Eager to resurrect her failed marriage, Mercedes dreamed of having a shapely rear end. A risky, potentially deadly, silicone injection technique beckoned. She said yes. Now she rues that day.
"It hurts so much I cannot sit down for even five minutes," said the 45-year-old, her voice quivering. She is so embarrassed she won't give her last name.
Thus goes body worship in Venezuela, where undergoing plastic surgery is as common as going to the dentist and beauty pageants are like a religion.
Two years ago Mercedes underwent a procedure that has killed 15 people in Venezuela since 2011. It involves having a gel-like substance called a synthetic biopolymer shot into the body.
It is not put inside an implant, but rather flows like an injection and spreads through tissues, alas uncontrollably.
Mercedes received 560cc of the stuff in each buttock. It was a low point in her life when she was desperate to rekindle her marriage and win back her estranged husband.
"I did no research on what it was. I just wanted to know who did the best job," Mercedes told AFP while waiting at a clinic. Her dream is to get the silicone out of her body.
The original operation cost the equivalent of $800. Days later, she started feeling an intense pain. She has learned to live with it, as she has with stinging criticism from her family.
"I ask God and the Virgin for forgiveness so I can get out of this. This is no way to live," she said, her eyes clenched shut.
-- No to biopolymers --
Astrid de la Rosa, who underwent the same procedure only to see the gel migrate to her lower back and hips, created a support foundation in 2011.
It is called the "No to Biopolymers Foundation" and has recorded 15 deaths so far from complications resulting from this beauty enhancing technique.
The foundation has knowledge of 40,000 people who opted for the procedure, and the number is growing even though in November of 2012 the Venezuelan government banned the use of use of stuffing-like materials such as the synthetic biopolymers for aesthetic purposes.
The authorities have brought charges against some doctors and beauticians who continue to offer the service.
"There are even recent cases of parents who give their daughters the biopolymer butt and breast treatment for their 15th birthday and now they regret it," said De la Rosa.
Omar Guerrero, a 35-year-old trainer at a gym in the western city of San Cristobal, shot the gel into his pecs to look more buff and is now an utter wreck.
The polymers migrated to muscles between his ribs, tightening his thorax and limiting his breathing. He's been flat out in bed for two years.
"I cannot do exercise. I cannot run. I am a living dead man," said Guerrero.
With his artificially toned up muscles, he said, people shun him in hospitals and treat him as if he were HIV-positive.

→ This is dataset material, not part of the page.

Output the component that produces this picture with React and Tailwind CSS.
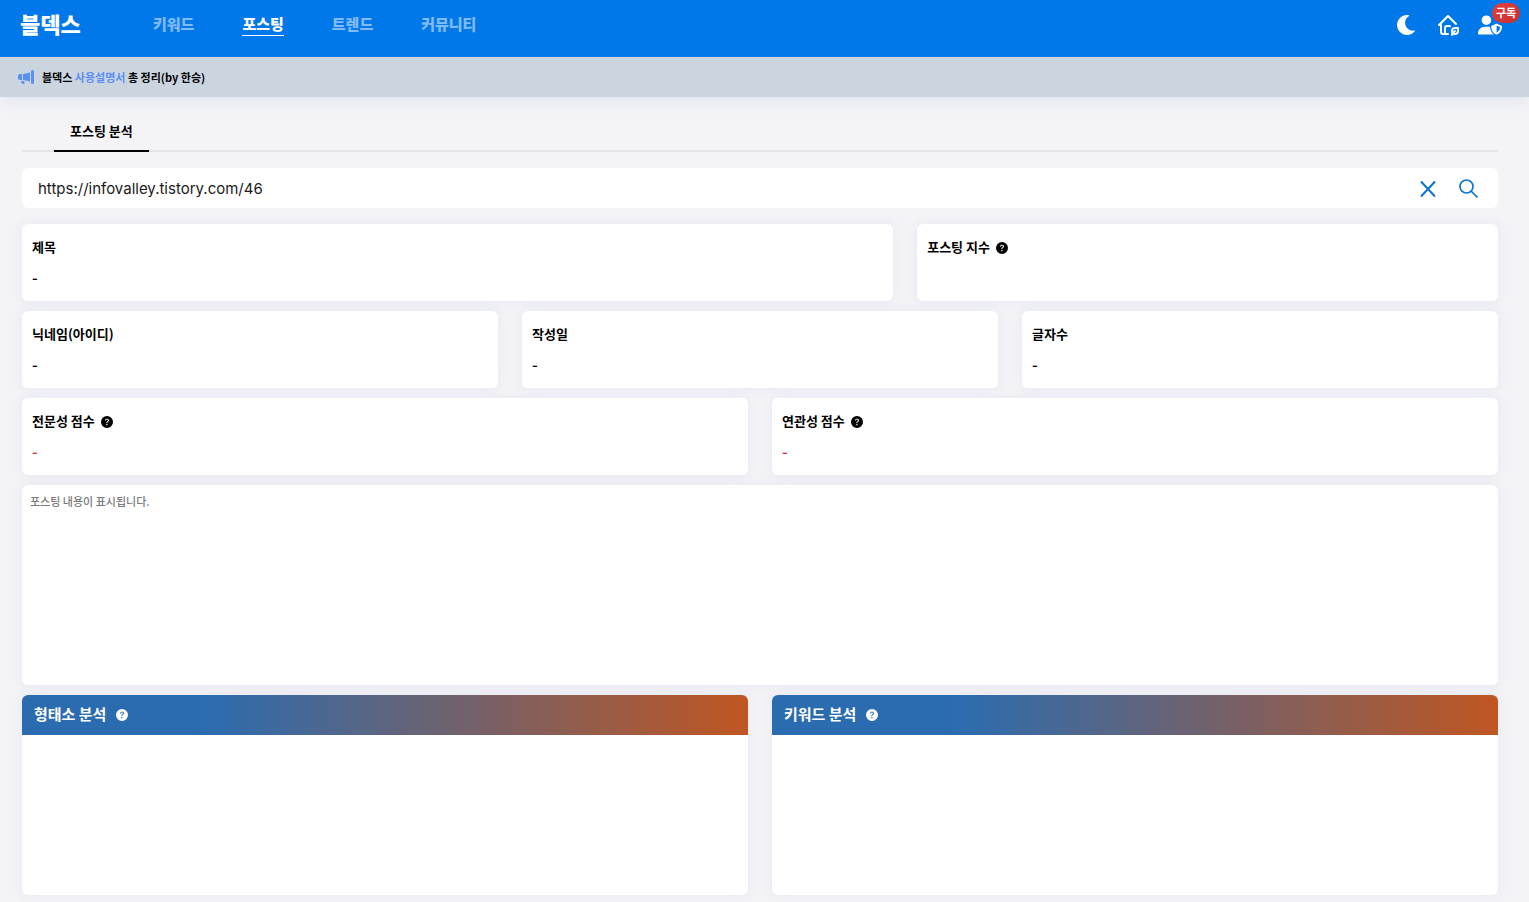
import { useState } from "react";
import { FaMoon } from "react-icons/fa";
import { FaUserShield } from "react-icons/fa6";
import { BsMegaphoneFill, BsQuestionCircleFill } from "react-icons/bs";
import { TbHomeEco } from "react-icons/tb";

const NAV = ["키워드", "포스팅", "트렌드", "커뮤니티"];

function Help({ label }) {
  return (
    <button type="button" aria-label={`${label} 도움말`} className="block pt-0.5">
      <BsQuestionCircleFill size={12} />
    </button>
  );
}

function Card({ title, value, help, red }) {
  return (
    <section className="h-[77px] rounded-md bg-white px-2.5 pt-[13px] text-[13px] font-bold shadow-[0_0_12px_rgba(200,208,231,0.35)]">
      <h2 className="flex h-5 items-center gap-1.5">
        {title}
        {help && <Help label={title} />}
      </h2>
      {value && (
        <p className={red ? "mt-2.5 text-base leading-5 font-medium text-[#e02f3f]" : "mt-2.5 text-base leading-5 font-medium"}>
          {value}
        </p>
      )}
    </section>
  );
}

function Panel({ title }) {
  return (
    <section className="h-[200px] overflow-hidden rounded-md bg-white shadow-[0_0_12px_rgba(200,208,231,0.35)]">
      <h2 className="flex h-10 items-center gap-2.5 bg-linear-to-r/srgb from-[#2b6cb0] from-25% to-[#c05621] px-3 pb-0.5 text-[15px] leading-5 font-bold text-white">
        {title}
        <Help label={title} />
      </h2>
    </section>
  );
}

export default function App() {
  const [url, setUrl] = useState("https://infovalley.tistory.com/46");
  return (
    <div className="min-h-screen bg-[#f4f4f7] font-['Noto_Sans_CJK_KR',sans-serif] text-black">
      <header className="flex h-[57px] items-center bg-[#0078e9] pr-[27px] pb-2 pl-5 text-white">
        <a href="#home" className="w-[133px] pb-1 text-[22px] leading-8 font-black">
          블덱스
        </a>
        <nav className="flex gap-12 text-[15px] leading-5 font-black">
          {NAV.map((item) => (
            <a
              key={item}
              href={`#${item}`}
              className={item === "포스팅" ? "border-b border-white pb-px" : "border-b border-transparent pb-px text-[#80bbf4]"}
            >
              {item}
            </a>
          ))}
        </nav>
        <div className="ml-auto flex items-center gap-[18px]">
          <button type="button" aria-label="다크 모드">
            <FaMoon size={24} className="p-0.5" />
          </button>
          <button type="button" aria-label="홈">
            <TbHomeEco size={24} />
          </button>
          <button type="button" aria-label="구독 계정" className="relative">
            <FaUserShield size={24} />
            <span className="absolute -top-2.5 -right-4.5 flex h-5 w-7 items-center justify-center rounded-full bg-linear-to-br from-[#e53e3e] to-[#c53030] text-[11px] font-bold">
              구독
            </span>
          </button>
        </div>
      </header>

      <div className="flex h-10 items-center gap-2 bg-[#cbd5e0] px-4.5 text-[11px] leading-4 font-bold shadow-[0_8px_12px_rgba(200,208,231,0.25)]">
        <BsMegaphoneFill size={16} className="text-[#5b8ff5]" />
        <p>
          블덱스 <a href="#guide" className="text-[#5b8ff5]">사용설명서</a> 총 정리(by 한승)
        </p>
      </div>

      <main className="pt-3.5 pr-[31px] pb-[7px] pl-[22px]">
        <div role="tablist" className="flex h-[41px] border-b-2 border-[#e2e4e9] pl-8">
          <button
            type="button"
            role="tab"
            aria-selected="true"
            className="-mb-0.5 border-b-2 border-black px-4 text-[13px] font-bold"
          >
            포스팅 분석
          </button>
        </div>

        <form className="mt-4 flex h-10 items-center gap-5 rounded-md bg-white pt-0.5 pr-5 pl-4" onSubmit={(e) => e.preventDefault()}>
          <input
            type="text"
            aria-label="포스팅 주소"
            value={url}
            onChange={(e) => setUrl(e.target.value)}
            className="min-w-0 flex-1 font-['Inter','Noto_Sans_CJK_KR',sans-serif] text-[15px] text-[#1a1a1a] outline-none"
          />
          <button type="button" aria-label="지우기" onClick={() => setUrl("")} className="text-[#0f73d0]">
            <svg width="20" height="20" viewBox="0 0 20 20" fill="none" stroke="currentColor" strokeWidth="2">
              <path d="M3 2.5 17 17.5M17 2.5 3 17.5" />
            </svg>
          </button>
          <button type="submit" aria-label="검색" className="text-[#0f73d0]">
            <svg width="20" height="20" viewBox="0 0 20 20" fill="none" stroke="currentColor" strokeWidth="1.7">
              <circle cx="8.5" cy="7.5" r="6.5" />
              <path d="m13 12 6.5 6.5" />
            </svg>
          </button>
        </form>

        <div className="mt-4 grid grid-cols-[3fr_2fr] gap-6">
          <Card title="제목" value="-" />
          <Card title="포스팅 지수" help />
        </div>
        <div className="mt-2.5 grid grid-cols-3 gap-6">
          <Card title="닉네임(아이디)" value="-" />
          <Card title="작성일" value="-" />
          <Card title="글자수" value="-" />
        </div>
        <div className="mt-2.5 grid grid-cols-2 gap-6">
          <Card title="전문성 점수" value="-" help red />
          <Card title="연관성 점수" value="-" help red />
        </div>
        <section className="mt-2.5 h-[200px] rounded-md bg-white px-2 pt-2 text-[11px] leading-4 font-medium text-[#7a7a7a] shadow-[0_0_12px_rgba(200,208,231,0.35)]">
          포스팅 내용이 표시됩니다.
        </section>
        <div className="mt-2.5 grid grid-cols-2 gap-6">
          <Panel title="형태소 분석" />
          <Panel title="키워드 분석" />
        </div>
      </main>
    </div>
  );
}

He went to one of two doctors known to be offering a technique to try to rid people of the stuff they pumped into themselves.
One is a Caracas plastic surgeon named Daniel Slobodianik. In the waiting room of his office it is standing room only.
He says that since 2011 he must have seen about 400 patients with this problem.
The legion of walking wounded in his clinic includes: a 60-year-old woman who can barely move she is in so much pain; two cousins who had the procedure done at the same time and while not yet smarting, are scared by what they are hearing; and a woman who is trying to get pregnant and is worrying what the silicone in her body might do to a fetus.
Slobodianik withdraws the silicone in a $6,000 operation that is still considered experimental by the Venezuelan Society for Plastic Surgery, as there is no guarantee of complete recovery or even improvement.
Jesus Pereira, president of the society, said the only time it endorses the procedure is when the gel is actually at the point of bursting out of the body.
"It is a special situation that can cause septicemia and with it, death," he said, referring to a state in which there is infection throughout the body.
A better approach is to treat the problem with steroids, which gives pretty good results, he added.
But Slobodianik said he has already operated on 50 women and three or four men.
Still, some of the gel will always remain in the body, he said. "It is an incurable disease."
As for Mercedes, she got her husband back but sadly will not take her clothes off in front of him because her rear is so bruised. And she can no longer even have sex.